## RAW DATA
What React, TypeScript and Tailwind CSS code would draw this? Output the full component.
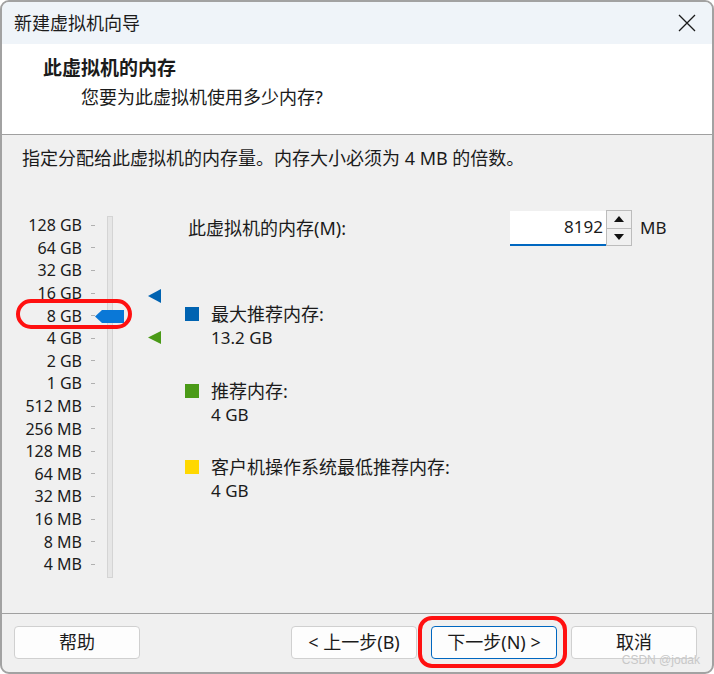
import { useState } from 'react';

const sizes = [
  '128 GB', '64 GB', '32 GB', '16 GB', '8 GB', '4 GB', '2 GB', '1 GB',
  '512 MB', '256 MB', '128 MB', '64 MB', '32 MB', '16 MB', '8 MB', '4 MB',
];

function Legend({ color, label, value }: { color: string; label: string; value: string }) {
  return (
    <div>
      <div className="flex items-center h-[24px]">
        <div className={`w-[14px] h-[14px] ${color}`} />
        <span className="ml-[12px]">{label}</span>
      </div>
      <div className="h-[24px] leading-[24px] pl-[26px] text-[17px]">{value}</div>
    </div>
  );
}

function Btn({ children, primary }: { children: React.ReactNode; primary?: boolean }) {
  return (
    <button
      className={`w-[126px] h-[33px] rounded-[4px] bg-[#fdfdfd] border text-[18px] ${
        primary ? 'border-[#0067c0]' : 'border-[#d0d0d0]'
      }`}
    >
      {children}
    </button>
  );
}

export default function App() {
  const [memory, setMemory] = useState(8192);

  return (
    <div className="w-[714px] h-[674px] bg-white font-['Noto_Sans','Noto_Sans_CJK_SC',sans-serif] text-[18px] text-[#1b1b1b]">
      <div className="w-full h-full border-2 border-[#a2a2a2] rounded-[9px] overflow-hidden flex flex-col bg-[#f0f0f0] relative">
        {/* title bar */}
        <div className="h-[42px] bg-[#eff4f9] flex items-center justify-between pl-[12px] pr-[16px] shrink-0">
          <span className="text-[18px]">新建虚拟机向导</span>
          <svg width="18" height="18" viewBox="0 0 18 18" stroke="#1b1b1b" strokeWidth="1.3">
            <path d="M1 1 L17 17 M17 1 L1 17" />
          </svg>
        </div>

        {/* header */}
        <div className="h-[91px] bg-white border-b border-[#a0a0a0] shrink-0 pl-[41px] pt-[10px]">
          <div className="font-bold text-[19px] h-[28px] leading-[28px]">此虚拟机的内存</div>
          <div className="pl-[38px] h-[30px] leading-[30px]">您要为此虚拟机使用多少内存?</div>
        </div>

        {/* body */}
        <div className="flex-1">
          <div className="pl-[20px] pt-[11px] h-[35px] leading-[24px]">
            指定分配给此虚拟机的内存量。内存大小必须为 4 MB 的倍数。
          </div>

          <div className="flex mt-[40px]">
            {/* slider */}
            <div className="relative w-[183px] mt-[4px]">
              {sizes.map(s => (
                <div key={s} className="flex items-center h-[22.6px]">
                  <span className="w-[80px] text-right text-[16px] leading-[20px]">{s}</span>
                  <span className="ml-[9px] w-[4px] h-px bg-[#b0b0b0]" />
                </div>
              ))}
              <div className="absolute left-[105px] top-[2px] bottom-[-2px] w-[6px] bg-[#e6e6e6] border border-[#d4d4d4]" />
              <svg className="absolute left-[93px] top-[96px]" width="30" height="13" viewBox="0 0 30 13">
                <polygon points="0,6.5 7,0 29,0 29,13 7,13" fill="#0a78d7" />
              </svg>
              <svg className="absolute left-[146px] top-[75px]" width="13" height="14" viewBox="0 0 13 14">
                <polygon points="0,7 13,0 13,14" fill="#0063b1" />
              </svg>
              <svg className="absolute left-[146px] top-[117px]" width="13" height="13" viewBox="0 0 13 13">
                <polygon points="0,6.5 13,0 13,13" fill="#4a9a17" />
              </svg>
              <div className="absolute left-[14px] top-[85px] w-[116px] h-[30px] rounded-full border-4 border-[#ff1010]" />
            </div>

            {/* settings */}
            <div>
              <div className="flex items-center h-[36px]">
                <span className="w-[325px] pl-[3px]">此虚拟机的内存(M):</span>
                <div className="w-[96px] h-[35px] bg-white border-b-2 border-[#0067c0] flex items-center justify-end pr-[3px] text-[17px]">
                  {memory}
                </div>
                <div className="w-[26px] h-[36px] border border-[#bcbcbc] flex flex-col">
                  <button
                    onClick={() => setMemory(memory + 4)}
                    className="flex-1 flex items-center justify-center border-b border-[#bcbcbc]"
                  >
                    <svg width="10" height="6" viewBox="0 0 10 6"><polygon points="5,0 10,6 0,6" fill="#111" /></svg>
                  </button>
                  <button
                    onClick={() => setMemory(Math.max(4, memory - 4))}
                    className="flex-1 flex items-center justify-center"
                  >
                    <svg width="10" height="6" viewBox="0 0 10 6"><polygon points="0,0 10,0 5,6" fill="#111" /></svg>
                  </button>
                </div>
                <span className="ml-[8px] text-[17px]">MB</span>
              </div>

              <div className="mt-[56px]">
                <Legend color="bg-[#0063b1]" label="最大推荐内存:" value="13.2 GB" />
              </div>
              <div className="mt-[29px]">
                <Legend color="bg-[#4a9a17]" label="推荐内存:" value="4 GB" />
              </div>
              <div className="mt-[28px]">
                <Legend color="bg-[#ffd800]" label="客户机操作系统最低推荐内存:" value="4 GB" />
              </div>
            </div>
          </div>
        </div>

        {/* footer */}
        <div className="h-[59px] border-t border-[#a0a0a0] shrink-0 flex items-start pt-[12px] pl-[12px]">
          <Btn>帮助</Btn>
          <div className="ml-[151px] flex gap-[14px]">
            <Btn>&lt; 上一步(B)</Btn>
            <div className="relative">
              <Btn primary>下一步(N) &gt;</Btn>
              <div className="absolute -left-[13px] -top-[10px] -right-[10px] -bottom-[9px] rounded-[14px] border-4 border-[#ff1010]" />
            </div>
            <Btn>取消</Btn>
          </div>
        </div>

        <div className="absolute right-[12px] bottom-[3px] text-[12px] text-[#c8c8c8] font-['Liberation_Sans',sans-serif]">
          CSDN @jodak
        </div>
      </div>
    </div>
  );
}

## REQUIREMENT
Restate the data above word for word. Skip every picture.

## CORRECT RESPONSE
What React, TypeScript and Tailwind CSS code would draw this? Output the full component.
import { useState } from 'react';

const sizes = [
  '128 GB', '64 GB', '32 GB', '16 GB', '8 GB', '4 GB', '2 GB', '1 GB',
  '512 MB', '256 MB', '128 MB', '64 MB', '32 MB', '16 MB', '8 MB', '4 MB',
];

function Legend({ color, label, value }: { color: string; label: string; value: string }) {
  return (
    <div>
      <div className="flex items-center h-[24px]">
        <div className={`w-[14px] h-[14px] ${color}`} />
        <span className="ml-[12px]">{label}</span>
      </div>
      <div className="h-[24px] leading-[24px] pl-[26px] text-[17px]">{value}</div>
    </div>
  );
}

function Btn({ children, primary }: { children: React.ReactNode; primary?: boolean }) {
  return (
    <button
      className={`w-[126px] h-[33px] rounded-[4px] bg-[#fdfdfd] border text-[18px] ${
        primary ? 'border-[#0067c0]' : 'border-[#d0d0d0]'
      }`}
    >
      {children}
    </button>
  );
}

export default function App() {
  const [memory, setMemory] = useState(8192);

  return (
    <div className="w-[714px] h-[674px] bg-white font-['Noto_Sans','Noto_Sans_CJK_SC',sans-serif] text-[18px] text-[#1b1b1b]">
      <div className="w-full h-full border-2 border-[#a2a2a2] rounded-[9px] overflow-hidden flex flex-col bg-[#f0f0f0] relative">
        {/* title bar */}
        <div className="h-[42px] bg-[#eff4f9] flex items-center justify-between pl-[12px] pr-[16px] shrink-0">
          <span className="text-[18px]">新建虚拟机向导</span>
          <svg width="18" height="18" viewBox="0 0 18 18" stroke="#1b1b1b" strokeWidth="1.3">
            <path d="M1 1 L17 17 M17 1 L1 17" />
          </svg>
        </div>

        {/* header */}
        <div className="h-[91px] bg-white border-b border-[#a0a0a0] shrink-0 pl-[41px] pt-[10px]">
          <div className="font-bold text-[19px] h-[28px] leading-[28px]">此虚拟机的内存</div>
          <div className="pl-[38px] h-[30px] leading-[30px]">您要为此虚拟机使用多少内存?</div>
        </div>

        {/* body */}
        <div className="flex-1">
          <div className="pl-[20px] pt-[11px] h-[35px] leading-[24px]">
            指定分配给此虚拟机的内存量。内存大小必须为 4 MB 的倍数。
          </div>

          <div className="flex mt-[40px]">
            {/* slider */}
            <div className="relative w-[183px] mt-[4px]">
              {sizes.map(s => (
                <div key={s} className="flex items-center h-[22.6px]">
                  <span className="w-[80px] text-right text-[16px] leading-[20px]">{s}</span>
                  <span className="ml-[9px] w-[4px] h-px bg-[#b0b0b0]" />
                </div>
              ))}
              <div className="absolute left-[105px] top-[2px] bottom-[-2px] w-[6px] bg-[#e6e6e6] border border-[#d4d4d4]" />
              <svg className="absolute left-[93px] top-[96px]" width="30" height="13" viewBox="0 0 30 13">
                <polygon points="0,6.5 7,0 29,0 29,13 7,13" fill="#0a78d7" />
              </svg>
              <svg className="absolute left-[146px] top-[75px]" width="13" height="14" viewBox="0 0 13 14">
                <polygon points="0,7 13,0 13,14" fill="#0063b1" />
              </svg>
              <svg className="absolute left-[146px] top-[117px]" width="13" height="13" viewBox="0 0 13 13">
                <polygon points="0,6.5 13,0 13,13" fill="#4a9a17" />
              </svg>
              <div className="absolute left-[14px] top-[85px] w-[116px] h-[30px] rounded-full border-4 border-[#ff1010]" />
            </div>

            {/* settings */}
            <div>
              <div className="flex items-center h-[36px]">
                <span className="w-[325px] pl-[3px]">此虚拟机的内存(M):</span>
                <div className="w-[96px] h-[35px] bg-white border-b-2 border-[#0067c0] flex items-center justify-end pr-[3px] text-[17px]">
                  {memory}
                </div>
                <div className="w-[26px] h-[36px] border border-[#bcbcbc] flex flex-col">
                  <button
                    onClick={() => setMemory(memory + 4)}
                    className="flex-1 flex items-center justify-center border-b border-[#bcbcbc]"
                  >
                    <svg width="10" height="6" viewBox="0 0 10 6"><polygon points="5,0 10,6 0,6" fill="#111" /></svg>
                  </button>
                  <button
                    onClick={() => setMemory(Math.max(4, memory - 4))}
                    className="flex-1 flex items-center justify-center"
                  >
                    <svg width="10" height="6" viewBox="0 0 10 6"><polygon points="0,0 10,0 5,6" fill="#111" /></svg>
                  </button>
                </div>
                <span className="ml-[8px] text-[17px]">MB</span>
              </div>

              <div className="mt-[56px]">
                <Legend color="bg-[#0063b1]" label="最大推荐内存:" value="13.2 GB" />
              </div>
              <div className="mt-[29px]">
                <Legend color="bg-[#4a9a17]" label="推荐内存:" value="4 GB" />
              </div>
              <div className="mt-[28px]">
                <Legend color="bg-[#ffd800]" label="客户机操作系统最低推荐内存:" value="4 GB" />
              </div>
            </div>
          </div>
        </div>

        {/* footer */}
        <div className="h-[59px] border-t border-[#a0a0a0] shrink-0 flex items-start pt-[12px] pl-[12px]">
          <Btn>帮助</Btn>
          <div className="ml-[151px] flex gap-[14px]">
            <Btn>&lt; 上一步(B)</Btn>
            <div className="relative">
              <Btn primary>下一步(N) &gt;</Btn>
              <div className="absolute -left-[13px] -top-[10px] -right-[10px] -bottom-[9px] rounded-[14px] border-4 border-[#ff1010]" />
            </div>
            <Btn>取消</Btn>
          </div>
        </div>

        <div className="absolute right-[12px] bottom-[3px] text-[12px] text-[#c8c8c8] font-['Liberation_Sans',sans-serif]">
          CSDN @jodak
        </div>
      </div>
    </div>
  );
}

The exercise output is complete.